Sceptical investors show concern over shortage of semiconductors, high valuations and increased competition
While China – and several other countries – power ahead with electric vehicle (EV) expansion, Wall Street is betting against the makers of new energy cars.
Short selling interest in EV companies has risen this year, according to S&P Global Market Intelligence.
Profitability for EV manufacturers will be increasingly difficult due to supply constraints and competition, according to S&P analysts.
A global shortage of components including semiconductors, high valuations and increased competition weighs on the EV sector.
China’s EV makers have not escaped the attention of short sellers, even though the market for electric EVs in China is recovering strongly after a dip in sales in 2019 and the impact of the pandemic in early 2020.
Nio, a seven-year-old EV company listed on the New York Stock Exchange in 2018, was on the brink of bankruptcy last year. But then Nio shares rose 1,000% from $5 to $53 last year. They traded at $38 on Thursday.
Nio has about 21% short interest. In comparison, Tesla’s short interest is about 6%.
“Anyone buying Nio stock now is not buying a company or its prospects, rather you are buying three letters that move on a screen,” short seller Andrew Left of Citron Research told investors.
At the end of April, the second most-shorted stock on all major US exchanges was Workhorse Group, an Ohio-based manufacturer of electric-powered delivery and utility vehicles with just over 33% of its outstanding stock held by short-sellers, according to S&P.
Blink Charging, a supplier of equipment and charging stations for electric vehicles, was the third-most-shorted stock at the end of April, with 32.5% in short interest.
Short-sellers borrow stock and sell it in anticipation that they can replace it at a later date at a lower cost if the share price falls.
If their plays are successful, short-sellers profit from the difference between the price at which they sell the stock and the price at which they repurchase.
Since the start of the year through to May 25, stocks of the most-shorted electric car companies — Workhorse, Lordstown Motors and Electrameccanica Vehicles — have fallen 58.9%, 55.4%, and 45.6%, respectively.
EV companies also face competition from traditional carmakers like Ford Motor Co. and General Motors Co.

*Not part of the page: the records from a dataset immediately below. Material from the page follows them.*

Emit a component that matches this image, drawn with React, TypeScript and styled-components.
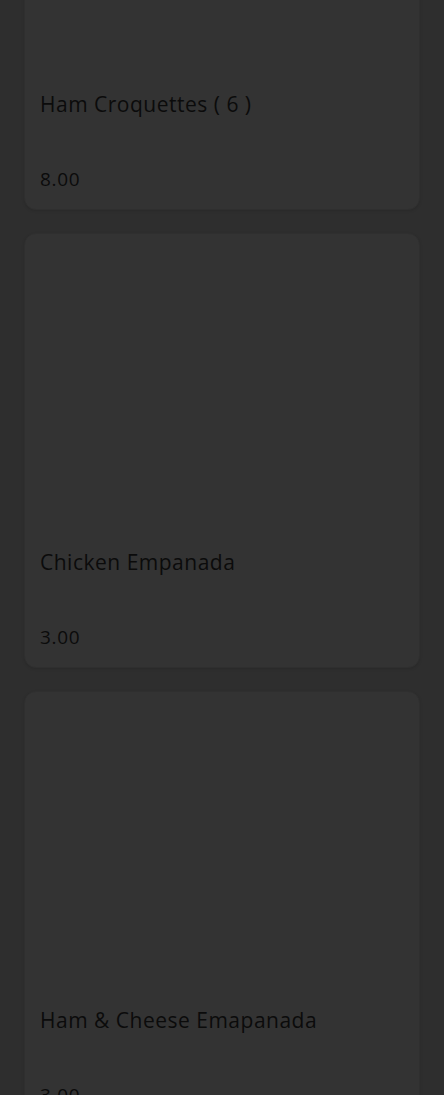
import React from "react";
import styled, { createGlobalStyle } from "styled-components";

const GlobalStyle = createGlobalStyle`
  html, body {
    margin: 0;
    padding: 0;
    background: #2e2e2e;
    overflow: hidden;
  }
  body {
    font-family: "Open Sans", "Liberation Sans", sans-serif;
  }
`;

const Page = styled.div`
  height: 1095px;
  overflow: hidden;
  background: #2e2e2e;
`;

const List = styled.div`
  display: flex;
  flex-direction: column;
  gap: 23px;
  padding: 0 24px;
  margin-top: -225px;
`;

const Card = styled.div`
  background: #333333;
  border: 1px solid #2f2f2f;
  border-radius: 12px;
  box-shadow: 0 1px 3px rgba(0, 0, 0, 0.12);
  padding: 0 15px;
  height: 433px;
  display: flex;
  flex-direction: column;
`;

const ImageArea = styled.div`
  height: 315px;
  flex-shrink: 0;
`;

const Title = styled.div`
  font-size: 21px;
  line-height: 26px;
  font-weight: 500;
  color: #0b0b0b;
  letter-spacing: 0.5px;
`;

const Price = styled.div`
  margin-top: 50px;
  font-size: 19px;
  line-height: 24px;
  font-weight: 500;
  color: #0b0b0b;
  letter-spacing: 0.7px;
`;

const items = [
  { name: "Ham Croquettes ( 6 )", price: "8.00" },
  { name: "Chicken Empanada", price: "3.00" },
  { name: "Ham & Cheese Emapanada", price: "3.00" },
];

const App: React.FC = () => {
  return (
    <Page>
      <GlobalStyle />
      <List>
        {items.map(item => (
          <Card key={item.name}>
            <ImageArea />
            <Title>{item.name}</Title>
            <Price>{item.price}</Price>
          </Card>
        ))}
      </List>
    </Page>
  );
};

export default App;
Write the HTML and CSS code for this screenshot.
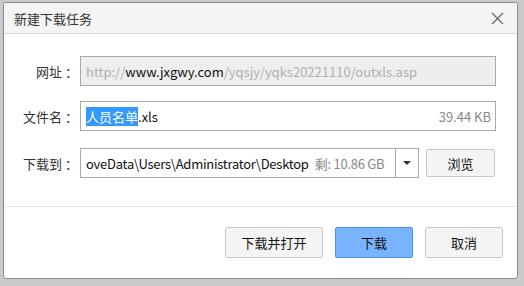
FILE: index.html
```html
<!DOCTYPE html>
<html lang="zh-CN">
<head>
    <meta charset="UTF-8">
    <title>新建下载任务</title>
    <link rel="stylesheet" href="styles.css">
</head>
<body>
    <div class="dialog">
        <!-- Title bar -->
        <div class="titlebar">
            <span class="title">新建下载任务</span>
            <svg class="close" width="13" height="13" viewBox="0 0 13 13">
                <path d="M1 1 L12 12 M12 1 L1 12" stroke="#666" stroke-width="1.2" fill="none"/>
            </svg>
        </div>

        <div class="form">
            <div class="row">
                <label>网址<span class="colon">：</span></label>
                <div class="field readonly">
                    <span class="muted">http://</span><span class="host">www.jxgwy.com</span><span class="muted">/yqsjy/yqks20221110/outxls.asp</span>
                </div>
            </div>
            <div class="row row-file">
                <label>文件名<span class="colon">：</span></label>
                <div class="field">
                    <span class="name"><span class="sel">人员名单</span>.xls</span>
                    <span class="size">39.44 KB</span>
                </div>
            </div>
            <div class="row row-path">
                <label>下载到<span class="colon">：</span></label>
                <div class="field path">
                    <div class="path-text">
                        <span>oveData\Users\Administrator\Desktop</span>
                        <span class="free">剩: 10.86 GB</span>
                    </div>
                    <div class="drop"><span class="caret"></span></div>
                </div>
                <button class="btn browse">浏览</button>
            </div>
        </div>

        <div class="actions">
            <button class="btn open">下载并打开</button>
            <button class="btn primary">下载</button>
            <button class="btn cancel">取消</button>
        </div>
    </div>
</body>
</html>
```

FILE: styles.css
```css
* {
    margin: 0;
    padding: 0;
    box-sizing: border-box;
    font-family: "Noto Sans CJK SC", "Noto Sans", sans-serif;
}

body {
    background: #c9c9c9;
    padding: 2px 0 0 3px;
    height: 286px;
    overflow: hidden;
}

/* Dialog window */
.dialog {
    width: 515px;
    height: 277px;
    background: #fff;
    border: 1px solid #8c8c8c;
    border-radius: 3px;
    overflow: hidden;
}

.titlebar {
    height: 31px;
    background: #f4f4f4;
    border-bottom: 1px solid #d6d6d6;
    display: flex;
    align-items: center;
    justify-content: space-between;
    padding: 0 13px 0 10px;
}

.title {
    font-size: 13px;
    color: #333;
}

.close {
    display: block;
}

/* Form rows */
.form {
    padding: 22px 0 28px;
    border-bottom: 1px solid #e6e6e6;
}

.row {
    display: flex;
    align-items: center;
    height: 30px;
}

.row-file {
    margin-top: 15px;
}

.row-path {
    margin-top: 17px;
}

.row label {
    width: 76px;
    text-align: right;
    font-size: 13px;
    color: #333;
    padding-right: 2px;
    white-space: nowrap;
}

.colon {
    margin-left: 3px;
}

.field {
    width: 416px;
    height: 30px;
    border: 1px solid #a9a9a9;
    display: flex;
    align-items: center;
    padding: 0 4px 0 5px;
    font-size: 13px;
    color: #111;
    white-space: nowrap;
    overflow: hidden;
}

.readonly {
    background: #eeeeee;
}

.muted {
    color: #b0b0b0;
}

.host {
    color: #111;
}

.name {
    flex: 1;
}

.sel {
    background: #3399ff;
    color: #fff;
}

.size {
    color: #888;
}

/* Path with dropdown */
.path {
    width: 339px;
    padding: 0 0 0 5px;
}

.path-text {
    flex: 1;
    display: flex;
    gap: 6px;
    overflow: hidden;
    letter-spacing: -0.25px;
}

.free {
    color: #888;
}

.drop {
    width: 23px;
    height: 100%;
    border-left: 1px solid #a9a9a9;
    display: flex;
    align-items: center;
    justify-content: center;
}

.caret {
    width: 0;
    height: 0;
    border-left: 4px solid transparent;
    border-right: 4px solid transparent;
    border-top: 4px solid #333;
}

/* Buttons */
.btn {
    height: 31px;
    background: #f4f4f4;
    border: 1px solid #c8c8c8;
    border-radius: 2px;
    font-size: 13px;
    color: #111;
}

.browse {
    width: 69px;
    height: 28px;
    margin-left: 7px;
}

.actions {
    display: flex;
    justify-content: flex-end;
    gap: 12px;
    padding: 20px 14px 0 0;
}

.open {
    width: 98px;
}

.primary {
    width: 78px;
    background: #78b4fd;
    border-color: #4a92e8;
}

.cancel {
    width: 78px;
}
```
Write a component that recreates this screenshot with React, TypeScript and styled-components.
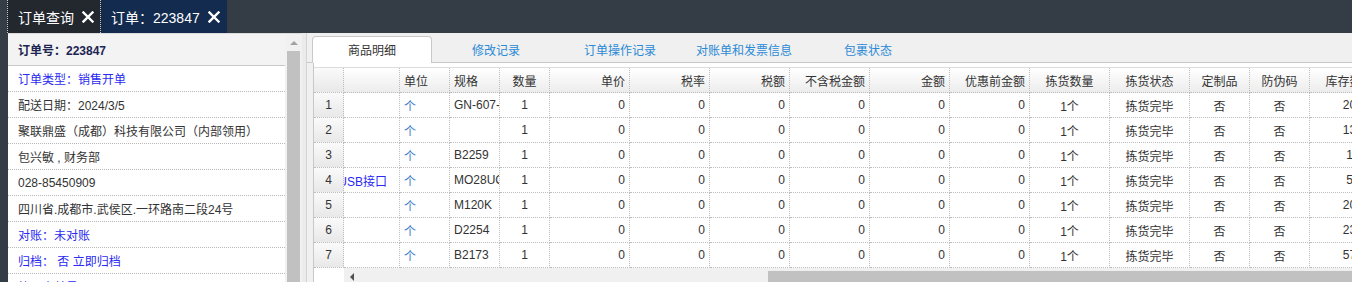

During the same period, shares in GM and Ford, which had short interest of just over 1% as of the end of April, have climbed 36.3% and 45.7%, respectively.
TRANSFORM THE SECTOR
At present, most car manufacturers are not selling EVs at a profit, but China’s policies are expected to transform the domestic automotive sector and boost sales of EVs.
Some EV makers went public via special purpose acquisition companies (SPACs), including Lordstown and Fisker.
Short-sellers found EV startups an easy target “once the SPAC bubble popped,” said Edward Moya, a senior market analyst with OANDA. “The EV space got crowded quickly.”
While there is little doubt that EVs are going to become increasingly dominant as a share of overall vehicle sales over the next decade, the number of EV manufacturers has increased, Abigail Sun, equity analyst at Schroders, said.
“Traditional manufacturers are having their sights firmly on gaining market share in the EV segment,” she said. “This makes for a crowded, more competitive marketplace which will likely erode manufacturer profitability.”